What is Model Compilation and Why Does It Matter?

Model compilation transforms a trained neural network from a high level framework representation into an optimized, hardware specific execution plan. Instead of running your PyTorch or TensorFlow model directly in production with all the interpreter overhead and generic operations, a compiler analyzes the computation graph, fuses operations, selects the fastest kernels for your specific hardware, and packages everything into a deterministic runtime artifact.

The process follows a universal pattern. First, the compiler converts your model to an intermediate representation (IR) that is framework agnostic. Then it applies graph level optimizations like fusing multiple operations into single kernels to reduce memory traffic. Next, it lowers the graph to hardware specific code, selecting from thousands of prebuilt kernels or generating custom ones. Finally, it packages the result into an executable engine or shared library that your serving infrastructure can load and run with predictable latency.

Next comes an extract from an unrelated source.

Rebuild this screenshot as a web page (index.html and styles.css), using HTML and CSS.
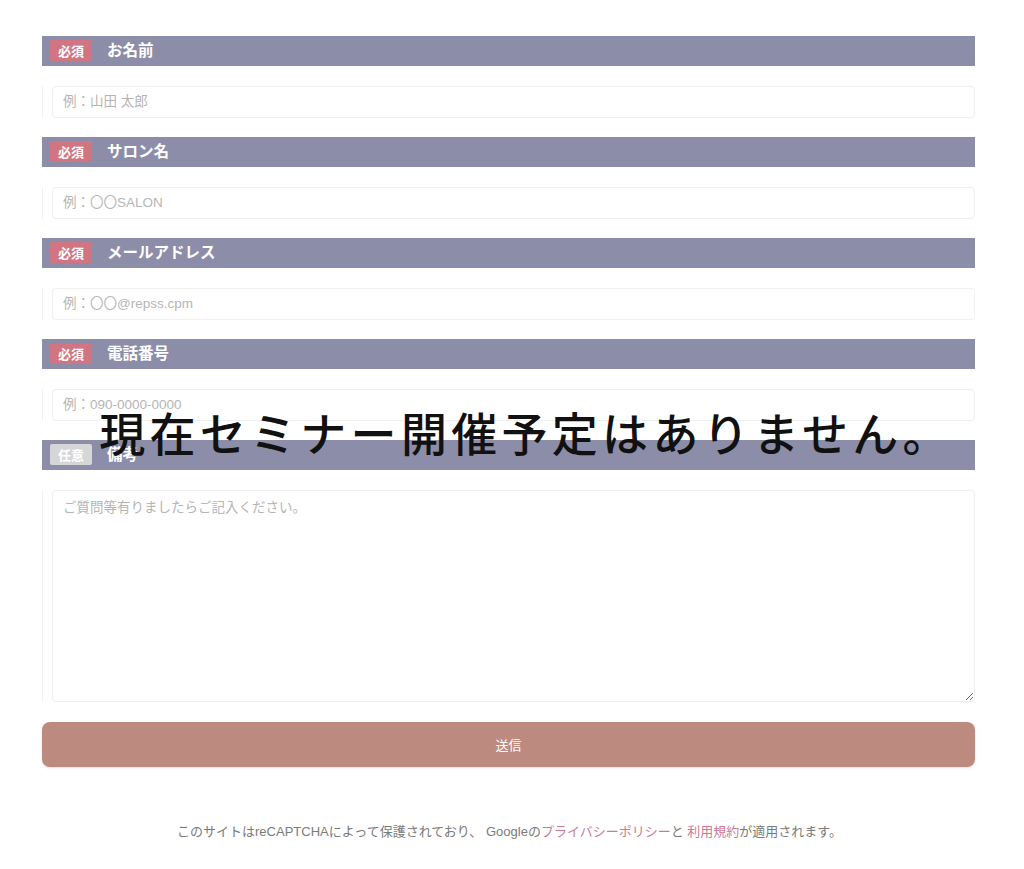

The performance gains are substantial and measurable. Moving a vision model from PyTorch eager execution to TensorRT on an RTX 3090 can increase throughput from 512 frames per second to 2,155 frames per second, a 4.2x speedup at batch size 1. On edge devices like Jetson, compilation enables single digit millisecond latency for small object detectors, making 30 frames per second real time processing feasible within tight power budgets. In cloud deployments, a single T4 GPU with compiled models can serve 300 to 600 images per second for ResNet class models in FP16 precision.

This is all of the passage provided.